_Challenge_
Without the pictures, can you quote each line below exactly?

_Data provided_
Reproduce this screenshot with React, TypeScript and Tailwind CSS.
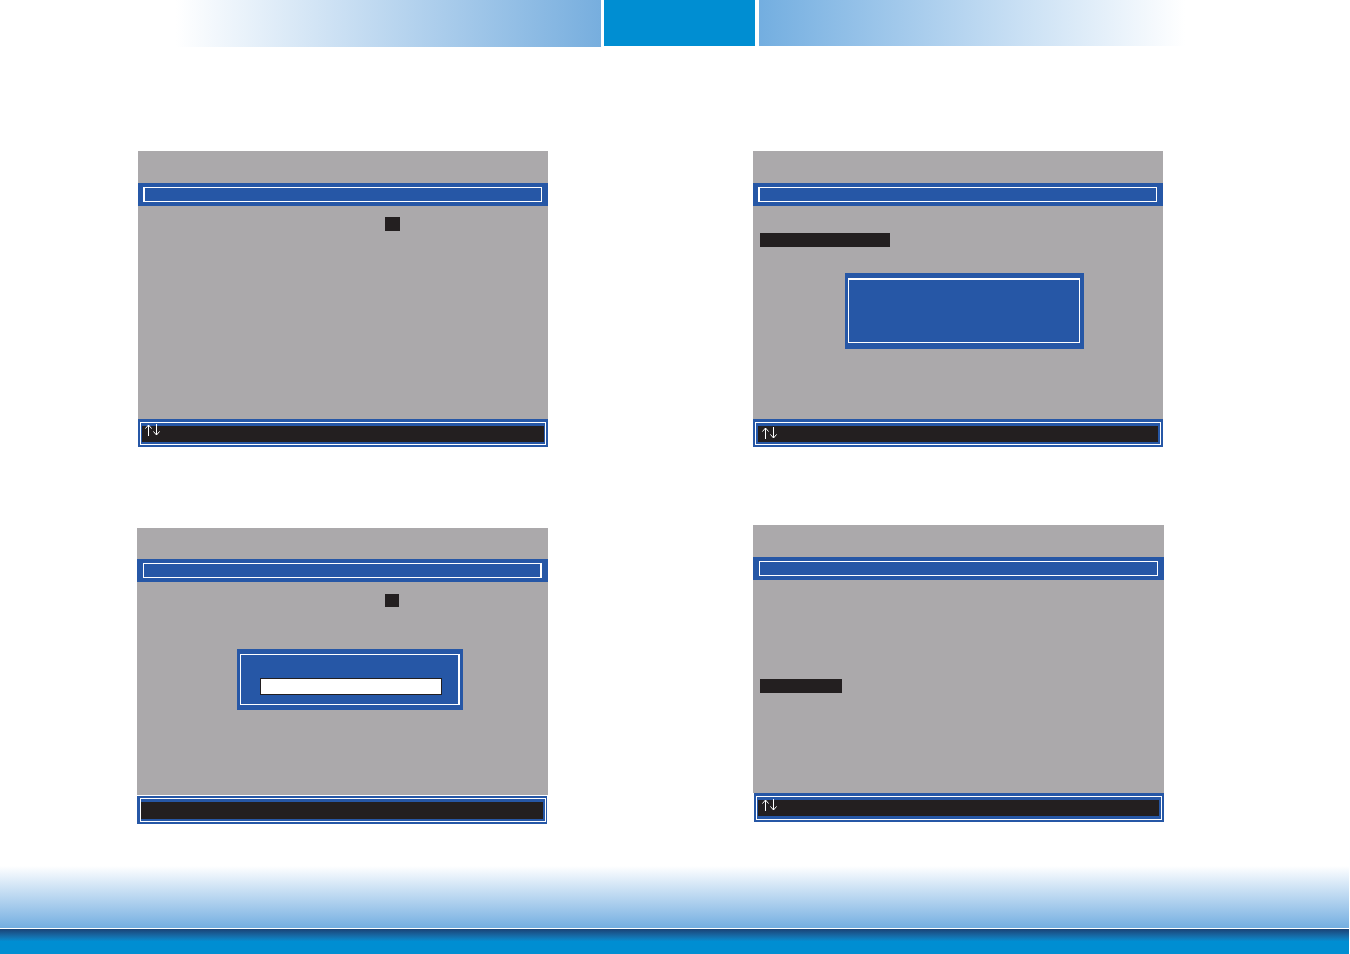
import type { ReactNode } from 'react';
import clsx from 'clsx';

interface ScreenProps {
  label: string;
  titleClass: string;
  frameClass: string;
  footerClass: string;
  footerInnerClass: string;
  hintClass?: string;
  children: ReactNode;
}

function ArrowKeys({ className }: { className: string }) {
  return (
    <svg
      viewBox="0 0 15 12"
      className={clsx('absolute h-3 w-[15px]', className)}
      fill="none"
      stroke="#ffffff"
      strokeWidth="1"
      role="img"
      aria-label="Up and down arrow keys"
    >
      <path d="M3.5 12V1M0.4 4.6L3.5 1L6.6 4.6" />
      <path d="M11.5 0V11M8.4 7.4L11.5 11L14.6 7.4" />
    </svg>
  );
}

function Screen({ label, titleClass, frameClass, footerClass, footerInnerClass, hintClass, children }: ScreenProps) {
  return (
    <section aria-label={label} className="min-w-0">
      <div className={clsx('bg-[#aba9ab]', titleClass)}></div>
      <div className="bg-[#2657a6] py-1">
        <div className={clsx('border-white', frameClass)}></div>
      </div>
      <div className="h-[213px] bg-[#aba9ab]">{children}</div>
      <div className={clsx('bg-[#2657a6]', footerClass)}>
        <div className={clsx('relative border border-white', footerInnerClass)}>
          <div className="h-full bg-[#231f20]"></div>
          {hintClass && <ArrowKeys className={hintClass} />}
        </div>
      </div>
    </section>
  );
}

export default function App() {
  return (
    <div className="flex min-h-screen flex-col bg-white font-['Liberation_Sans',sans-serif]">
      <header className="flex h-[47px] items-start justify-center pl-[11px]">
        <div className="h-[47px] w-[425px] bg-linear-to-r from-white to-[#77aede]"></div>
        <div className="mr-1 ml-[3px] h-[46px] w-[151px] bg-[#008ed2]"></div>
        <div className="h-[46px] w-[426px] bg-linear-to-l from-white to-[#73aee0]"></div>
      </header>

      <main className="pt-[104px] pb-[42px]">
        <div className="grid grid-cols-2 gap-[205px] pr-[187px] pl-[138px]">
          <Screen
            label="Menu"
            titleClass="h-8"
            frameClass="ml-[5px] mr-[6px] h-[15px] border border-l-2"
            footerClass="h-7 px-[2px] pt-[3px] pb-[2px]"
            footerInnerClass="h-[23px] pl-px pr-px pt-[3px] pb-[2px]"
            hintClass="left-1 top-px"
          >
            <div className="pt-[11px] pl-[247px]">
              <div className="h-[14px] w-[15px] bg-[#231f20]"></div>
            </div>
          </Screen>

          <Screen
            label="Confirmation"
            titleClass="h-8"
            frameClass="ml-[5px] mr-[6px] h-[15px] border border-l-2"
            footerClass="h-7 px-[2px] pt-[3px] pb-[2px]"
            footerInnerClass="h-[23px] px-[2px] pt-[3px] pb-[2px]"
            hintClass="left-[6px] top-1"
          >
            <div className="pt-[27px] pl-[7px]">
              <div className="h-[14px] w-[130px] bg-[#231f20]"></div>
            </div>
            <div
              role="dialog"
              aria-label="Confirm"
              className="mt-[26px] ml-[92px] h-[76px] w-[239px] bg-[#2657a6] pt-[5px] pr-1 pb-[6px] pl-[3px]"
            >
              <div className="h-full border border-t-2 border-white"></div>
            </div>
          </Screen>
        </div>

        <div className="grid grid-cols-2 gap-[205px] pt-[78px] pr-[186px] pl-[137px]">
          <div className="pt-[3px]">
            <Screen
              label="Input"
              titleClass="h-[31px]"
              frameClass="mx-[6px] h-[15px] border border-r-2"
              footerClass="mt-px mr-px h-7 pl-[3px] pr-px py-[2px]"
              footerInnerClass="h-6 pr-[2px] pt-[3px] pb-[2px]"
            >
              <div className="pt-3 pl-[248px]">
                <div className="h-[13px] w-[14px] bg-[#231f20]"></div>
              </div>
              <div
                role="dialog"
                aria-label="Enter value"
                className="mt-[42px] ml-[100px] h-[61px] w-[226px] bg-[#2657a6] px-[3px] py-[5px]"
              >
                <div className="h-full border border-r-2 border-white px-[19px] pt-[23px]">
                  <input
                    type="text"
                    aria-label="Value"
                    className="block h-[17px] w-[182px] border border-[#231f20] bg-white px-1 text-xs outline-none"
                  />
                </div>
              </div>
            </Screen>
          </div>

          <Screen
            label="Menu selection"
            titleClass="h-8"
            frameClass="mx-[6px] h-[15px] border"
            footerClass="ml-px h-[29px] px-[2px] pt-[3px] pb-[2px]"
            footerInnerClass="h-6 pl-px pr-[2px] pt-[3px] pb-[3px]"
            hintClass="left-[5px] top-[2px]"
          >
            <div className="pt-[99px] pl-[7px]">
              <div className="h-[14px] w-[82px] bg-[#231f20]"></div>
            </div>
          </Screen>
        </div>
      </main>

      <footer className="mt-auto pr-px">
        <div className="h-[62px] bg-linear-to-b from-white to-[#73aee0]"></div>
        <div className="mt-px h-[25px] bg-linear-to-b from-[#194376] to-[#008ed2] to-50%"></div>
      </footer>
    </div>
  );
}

_Result_
Reproduce this screenshot with React, TypeScript and Tailwind CSS.
import type { ReactNode } from 'react';
import clsx from 'clsx';

interface ScreenProps {
  label: string;
  titleClass: string;
  frameClass: string;
  footerClass: string;
  footerInnerClass: string;
  hintClass?: string;
  children: ReactNode;
}

function ArrowKeys({ className }: { className: string }) {
  return (
    <svg
      viewBox="0 0 15 12"
      className={clsx('absolute h-3 w-[15px]', className)}
      fill="none"
      stroke="#ffffff"
      strokeWidth="1"
      role="img"
      aria-label="Up and down arrow keys"
    >
      <path d="M3.5 12V1M0.4 4.6L3.5 1L6.6 4.6" />
      <path d="M11.5 0V11M8.4 7.4L11.5 11L14.6 7.4" />
    </svg>
  );
}

function Screen({ label, titleClass, frameClass, footerClass, footerInnerClass, hintClass, children }: ScreenProps) {
  return (
    <section aria-label={label} className="min-w-0">
      <div className={clsx('bg-[#aba9ab]', titleClass)}></div>
      <div className="bg-[#2657a6] py-1">
        <div className={clsx('border-white', frameClass)}></div>
      </div>
      <div className="h-[213px] bg-[#aba9ab]">{children}</div>
      <div className={clsx('bg-[#2657a6]', footerClass)}>
        <div className={clsx('relative border border-white', footerInnerClass)}>
          <div className="h-full bg-[#231f20]"></div>
          {hintClass && <ArrowKeys className={hintClass} />}
        </div>
      </div>
    </section>
  );
}

export default function App() {
  return (
    <div className="flex min-h-screen flex-col bg-white font-['Liberation_Sans',sans-serif]">
      <header className="flex h-[47px] items-start justify-center pl-[11px]">
        <div className="h-[47px] w-[425px] bg-linear-to-r from-white to-[#77aede]"></div>
        <div className="mr-1 ml-[3px] h-[46px] w-[151px] bg-[#008ed2]"></div>
        <div className="h-[46px] w-[426px] bg-linear-to-l from-white to-[#73aee0]"></div>
      </header>

      <main className="pt-[104px] pb-[42px]">
        <div className="grid grid-cols-2 gap-[205px] pr-[187px] pl-[138px]">
          <Screen
            label="Menu"
            titleClass="h-8"
            frameClass="ml-[5px] mr-[6px] h-[15px] border border-l-2"
            footerClass="h-7 px-[2px] pt-[3px] pb-[2px]"
            footerInnerClass="h-[23px] pl-px pr-px pt-[3px] pb-[2px]"
            hintClass="left-1 top-px"
          >
            <div className="pt-[11px] pl-[247px]">
              <div className="h-[14px] w-[15px] bg-[#231f20]"></div>
            </div>
          </Screen>

          <Screen
            label="Confirmation"
            titleClass="h-8"
            frameClass="ml-[5px] mr-[6px] h-[15px] border border-l-2"
            footerClass="h-7 px-[2px] pt-[3px] pb-[2px]"
            footerInnerClass="h-[23px] px-[2px] pt-[3px] pb-[2px]"
            hintClass="left-[6px] top-1"
          >
            <div className="pt-[27px] pl-[7px]">
              <div className="h-[14px] w-[130px] bg-[#231f20]"></div>
            </div>
            <div
              role="dialog"
              aria-label="Confirm"
              className="mt-[26px] ml-[92px] h-[76px] w-[239px] bg-[#2657a6] pt-[5px] pr-1 pb-[6px] pl-[3px]"
            >
              <div className="h-full border border-t-2 border-white"></div>
            </div>
          </Screen>
        </div>

        <div className="grid grid-cols-2 gap-[205px] pt-[78px] pr-[186px] pl-[137px]">
          <div className="pt-[3px]">
            <Screen
              label="Input"
              titleClass="h-[31px]"
              frameClass="mx-[6px] h-[15px] border border-r-2"
              footerClass="mt-px mr-px h-7 pl-[3px] pr-px py-[2px]"
              footerInnerClass="h-6 pr-[2px] pt-[3px] pb-[2px]"
            >
              <div className="pt-3 pl-[248px]">
                <div className="h-[13px] w-[14px] bg-[#231f20]"></div>
              </div>
              <div
                role="dialog"
                aria-label="Enter value"
                className="mt-[42px] ml-[100px] h-[61px] w-[226px] bg-[#2657a6] px-[3px] py-[5px]"
              >
                <div className="h-full border border-r-2 border-white px-[19px] pt-[23px]">
                  <input
                    type="text"
                    aria-label="Value"
                    className="block h-[17px] w-[182px] border border-[#231f20] bg-white px-1 text-xs outline-none"
                  />
                </div>
              </div>
            </Screen>
          </div>

          <Screen
            label="Menu selection"
            titleClass="h-8"
            frameClass="mx-[6px] h-[15px] border"
            footerClass="ml-px h-[29px] px-[2px] pt-[3px] pb-[2px]"
            footerInnerClass="h-6 pl-px pr-[2px] pt-[3px] pb-[3px]"
            hintClass="left-[5px] top-[2px]"
          >
            <div className="pt-[99px] pl-[7px]">
              <div className="h-[14px] w-[82px] bg-[#231f20]"></div>
            </div>
          </Screen>
        </div>
      </main>

      <footer className="mt-auto pr-px">
        <div className="h-[62px] bg-linear-to-b from-white to-[#73aee0]"></div>
        <div className="mt-px h-[25px] bg-linear-to-b from-[#194376] to-[#008ed2] to-50%"></div>
      </footer>
    </div>
  );
}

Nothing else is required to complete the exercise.